#### [WORK INSTRUCTIONS]
Find the lines below that contain the word "React" and count them. Only the number should be given.

#### [DATA SEGMENT]
* BEGIN *
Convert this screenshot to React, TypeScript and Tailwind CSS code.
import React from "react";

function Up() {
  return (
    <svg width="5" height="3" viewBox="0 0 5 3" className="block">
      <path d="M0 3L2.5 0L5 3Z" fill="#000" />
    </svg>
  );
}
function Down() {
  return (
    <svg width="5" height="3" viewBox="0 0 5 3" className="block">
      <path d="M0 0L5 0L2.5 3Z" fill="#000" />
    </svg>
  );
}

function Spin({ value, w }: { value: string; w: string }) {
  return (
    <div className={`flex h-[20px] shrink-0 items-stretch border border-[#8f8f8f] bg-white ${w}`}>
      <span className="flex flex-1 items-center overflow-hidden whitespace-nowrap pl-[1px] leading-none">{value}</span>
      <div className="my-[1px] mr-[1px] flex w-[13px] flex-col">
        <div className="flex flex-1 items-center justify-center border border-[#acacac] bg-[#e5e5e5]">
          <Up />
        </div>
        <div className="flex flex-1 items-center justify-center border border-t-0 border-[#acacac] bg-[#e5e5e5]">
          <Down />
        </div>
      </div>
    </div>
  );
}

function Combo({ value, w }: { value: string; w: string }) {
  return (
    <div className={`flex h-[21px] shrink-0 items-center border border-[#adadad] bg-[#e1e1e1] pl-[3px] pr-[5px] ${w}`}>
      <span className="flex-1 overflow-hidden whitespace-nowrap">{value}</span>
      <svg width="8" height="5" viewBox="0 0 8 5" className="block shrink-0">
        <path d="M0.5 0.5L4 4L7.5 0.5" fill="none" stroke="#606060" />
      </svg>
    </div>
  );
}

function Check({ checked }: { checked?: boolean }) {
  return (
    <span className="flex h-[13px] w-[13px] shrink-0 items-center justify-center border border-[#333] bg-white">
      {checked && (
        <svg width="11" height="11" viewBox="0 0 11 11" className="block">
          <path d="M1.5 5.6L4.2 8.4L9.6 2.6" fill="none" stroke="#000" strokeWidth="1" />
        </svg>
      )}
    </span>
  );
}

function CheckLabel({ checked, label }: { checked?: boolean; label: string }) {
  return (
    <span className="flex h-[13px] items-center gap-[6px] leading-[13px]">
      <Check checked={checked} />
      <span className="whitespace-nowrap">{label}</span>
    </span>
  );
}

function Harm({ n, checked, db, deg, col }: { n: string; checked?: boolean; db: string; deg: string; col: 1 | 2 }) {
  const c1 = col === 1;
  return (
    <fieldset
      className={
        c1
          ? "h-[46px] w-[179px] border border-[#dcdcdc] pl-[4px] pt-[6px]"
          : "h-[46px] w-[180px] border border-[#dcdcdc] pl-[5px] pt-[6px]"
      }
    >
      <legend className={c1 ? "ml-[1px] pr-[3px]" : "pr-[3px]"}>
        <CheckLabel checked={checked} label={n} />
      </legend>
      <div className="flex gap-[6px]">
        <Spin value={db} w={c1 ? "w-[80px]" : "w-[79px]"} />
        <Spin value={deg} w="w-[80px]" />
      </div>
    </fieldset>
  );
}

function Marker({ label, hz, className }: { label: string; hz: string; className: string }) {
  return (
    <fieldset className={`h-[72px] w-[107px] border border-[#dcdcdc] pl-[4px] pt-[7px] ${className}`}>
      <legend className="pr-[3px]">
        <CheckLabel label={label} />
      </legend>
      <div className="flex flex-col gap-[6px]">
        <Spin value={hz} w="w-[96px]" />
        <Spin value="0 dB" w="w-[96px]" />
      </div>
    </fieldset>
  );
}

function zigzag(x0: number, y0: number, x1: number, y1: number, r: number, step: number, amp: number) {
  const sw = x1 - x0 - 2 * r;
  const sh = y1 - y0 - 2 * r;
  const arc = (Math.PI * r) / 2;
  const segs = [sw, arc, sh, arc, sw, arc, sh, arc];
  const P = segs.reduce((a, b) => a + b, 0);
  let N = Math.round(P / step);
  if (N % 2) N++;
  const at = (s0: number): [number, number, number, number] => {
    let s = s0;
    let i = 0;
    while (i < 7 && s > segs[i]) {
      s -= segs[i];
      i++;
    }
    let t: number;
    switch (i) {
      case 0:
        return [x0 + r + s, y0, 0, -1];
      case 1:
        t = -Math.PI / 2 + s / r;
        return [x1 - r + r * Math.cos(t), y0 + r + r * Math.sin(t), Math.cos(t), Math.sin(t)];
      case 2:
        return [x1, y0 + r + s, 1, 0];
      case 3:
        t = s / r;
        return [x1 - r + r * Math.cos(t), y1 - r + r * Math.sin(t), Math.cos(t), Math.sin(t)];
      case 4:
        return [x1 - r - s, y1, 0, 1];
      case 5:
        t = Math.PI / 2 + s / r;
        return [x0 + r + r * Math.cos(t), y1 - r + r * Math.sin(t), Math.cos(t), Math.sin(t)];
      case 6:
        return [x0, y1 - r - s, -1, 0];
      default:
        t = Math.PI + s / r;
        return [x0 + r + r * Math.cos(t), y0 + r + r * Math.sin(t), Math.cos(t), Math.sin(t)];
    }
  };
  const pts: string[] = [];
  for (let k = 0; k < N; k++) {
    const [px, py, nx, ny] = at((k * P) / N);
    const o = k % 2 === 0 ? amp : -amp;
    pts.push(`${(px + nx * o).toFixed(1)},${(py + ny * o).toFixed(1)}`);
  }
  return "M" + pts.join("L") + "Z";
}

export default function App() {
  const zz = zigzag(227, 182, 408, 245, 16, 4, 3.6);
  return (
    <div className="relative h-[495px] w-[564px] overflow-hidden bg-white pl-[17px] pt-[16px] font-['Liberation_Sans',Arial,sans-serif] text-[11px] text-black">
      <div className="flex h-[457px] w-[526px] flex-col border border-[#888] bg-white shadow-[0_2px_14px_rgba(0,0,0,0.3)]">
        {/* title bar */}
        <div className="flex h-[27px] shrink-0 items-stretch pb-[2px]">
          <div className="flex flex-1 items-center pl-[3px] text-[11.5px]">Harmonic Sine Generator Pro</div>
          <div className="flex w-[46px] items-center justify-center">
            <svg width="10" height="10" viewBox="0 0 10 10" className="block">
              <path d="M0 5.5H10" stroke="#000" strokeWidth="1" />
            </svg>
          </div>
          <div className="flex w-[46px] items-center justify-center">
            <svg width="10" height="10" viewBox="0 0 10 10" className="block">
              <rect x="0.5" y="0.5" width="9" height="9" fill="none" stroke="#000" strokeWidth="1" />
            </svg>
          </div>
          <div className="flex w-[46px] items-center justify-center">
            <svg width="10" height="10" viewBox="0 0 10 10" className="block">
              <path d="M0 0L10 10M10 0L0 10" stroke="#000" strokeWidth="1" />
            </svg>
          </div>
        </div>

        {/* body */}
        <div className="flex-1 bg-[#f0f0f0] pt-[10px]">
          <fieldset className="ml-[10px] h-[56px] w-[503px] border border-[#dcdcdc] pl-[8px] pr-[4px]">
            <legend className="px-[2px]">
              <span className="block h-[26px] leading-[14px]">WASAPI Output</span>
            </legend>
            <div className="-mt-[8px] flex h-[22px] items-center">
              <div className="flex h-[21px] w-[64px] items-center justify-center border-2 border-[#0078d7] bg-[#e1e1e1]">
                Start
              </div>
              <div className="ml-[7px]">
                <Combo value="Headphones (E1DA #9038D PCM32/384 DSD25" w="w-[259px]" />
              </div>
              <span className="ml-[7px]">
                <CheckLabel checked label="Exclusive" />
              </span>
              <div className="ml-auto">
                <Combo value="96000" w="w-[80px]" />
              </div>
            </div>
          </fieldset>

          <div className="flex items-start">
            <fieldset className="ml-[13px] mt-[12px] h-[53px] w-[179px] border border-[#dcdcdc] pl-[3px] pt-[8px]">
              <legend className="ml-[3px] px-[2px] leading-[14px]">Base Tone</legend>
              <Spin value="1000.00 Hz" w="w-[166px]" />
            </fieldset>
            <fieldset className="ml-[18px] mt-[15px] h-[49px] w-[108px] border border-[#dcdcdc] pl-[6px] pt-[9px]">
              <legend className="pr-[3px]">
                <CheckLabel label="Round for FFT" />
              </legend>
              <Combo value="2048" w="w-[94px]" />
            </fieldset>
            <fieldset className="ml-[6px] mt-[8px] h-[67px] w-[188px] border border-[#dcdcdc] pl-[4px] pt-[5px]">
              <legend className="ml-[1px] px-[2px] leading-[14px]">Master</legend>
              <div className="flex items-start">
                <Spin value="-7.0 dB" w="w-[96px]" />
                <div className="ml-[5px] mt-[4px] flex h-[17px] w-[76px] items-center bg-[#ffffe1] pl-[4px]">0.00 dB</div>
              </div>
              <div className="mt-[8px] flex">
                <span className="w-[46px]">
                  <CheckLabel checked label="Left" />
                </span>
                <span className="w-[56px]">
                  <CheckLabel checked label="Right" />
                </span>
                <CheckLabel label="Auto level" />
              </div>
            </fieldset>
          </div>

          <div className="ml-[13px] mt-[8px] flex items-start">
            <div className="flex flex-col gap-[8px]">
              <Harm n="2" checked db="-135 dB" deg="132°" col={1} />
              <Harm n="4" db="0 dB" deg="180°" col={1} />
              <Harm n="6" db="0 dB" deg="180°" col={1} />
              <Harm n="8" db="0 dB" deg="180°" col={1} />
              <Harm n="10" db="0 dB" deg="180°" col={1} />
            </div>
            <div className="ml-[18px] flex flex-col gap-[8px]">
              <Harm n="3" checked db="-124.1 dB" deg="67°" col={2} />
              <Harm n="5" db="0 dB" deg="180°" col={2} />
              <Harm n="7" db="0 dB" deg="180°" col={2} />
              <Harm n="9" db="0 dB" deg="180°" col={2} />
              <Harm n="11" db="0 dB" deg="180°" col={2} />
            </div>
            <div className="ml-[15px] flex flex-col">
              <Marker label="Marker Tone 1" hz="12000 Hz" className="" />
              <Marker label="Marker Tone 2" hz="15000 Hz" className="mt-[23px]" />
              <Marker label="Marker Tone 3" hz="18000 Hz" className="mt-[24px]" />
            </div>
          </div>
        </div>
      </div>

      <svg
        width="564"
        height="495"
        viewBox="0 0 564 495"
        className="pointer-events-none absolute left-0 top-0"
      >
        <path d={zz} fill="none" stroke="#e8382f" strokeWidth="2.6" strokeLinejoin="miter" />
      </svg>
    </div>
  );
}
* END *
#### [RESPONSE]
2